You’ve got RabbitMQ Covered in House – but is that always enough..?

Your engineers know RabbitMQ. They keep it running. They handle the day-to-day. From setting up exchanges and queues to monitoring throughout, they’ve got the basics covered. Probably even more than the basics.

But…

It’s the last 20% that can make or break reliability at scale. And when things get tough, when downtime isn’t an option, when the stakes are high, or when you’re planning for big changes, that’s where having seasoned, specialist RabbitMQ experts by your side makes the real difference.

Let’s look at it outside of the technical lens…
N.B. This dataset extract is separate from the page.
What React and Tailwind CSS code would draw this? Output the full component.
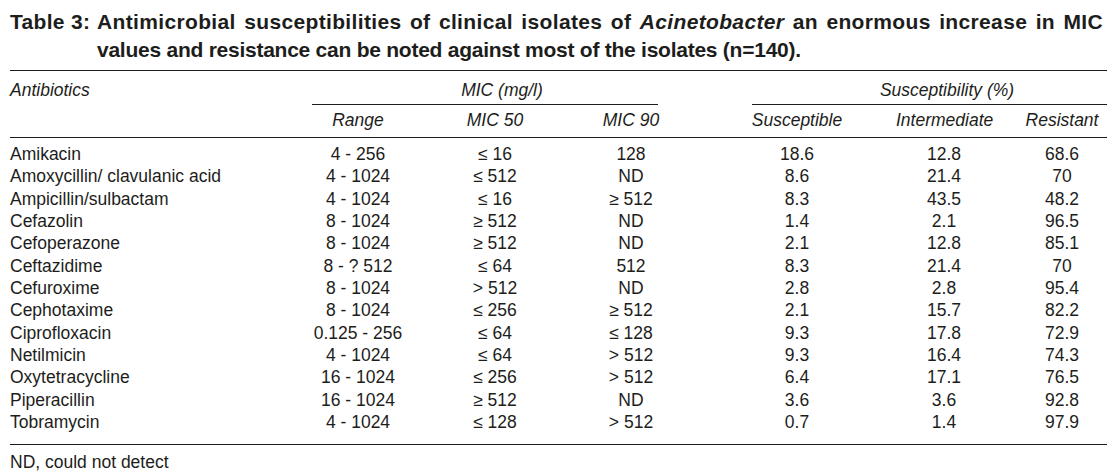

You’re climbing Everest. You can get most of the way up the mountain with strong fundamental climbing skills. Your current team handles the terrain well. But the final stretch – the steep, icy summit where one wrong step can undo the whole climb – that’s where RabbitMQ service experience really matters.

This isn’t about replacing your climbers. It’s about bringing in a guide who’s made that summit dozens of times before.  They know the pitfalls and how to navigate them, fast.

Most of the time, flying a plane is about managing steady systems. Pilots rely on routines and checklists. But landings? That’s where precision, speed, and judgment matter.

When you’re trying to land safely under pressure, you want someone in the tower who’s seen it all before.

General practitioners handle common conditions well. But when something serious shows up – something rare, or time-sensitive –  you call in the specialist.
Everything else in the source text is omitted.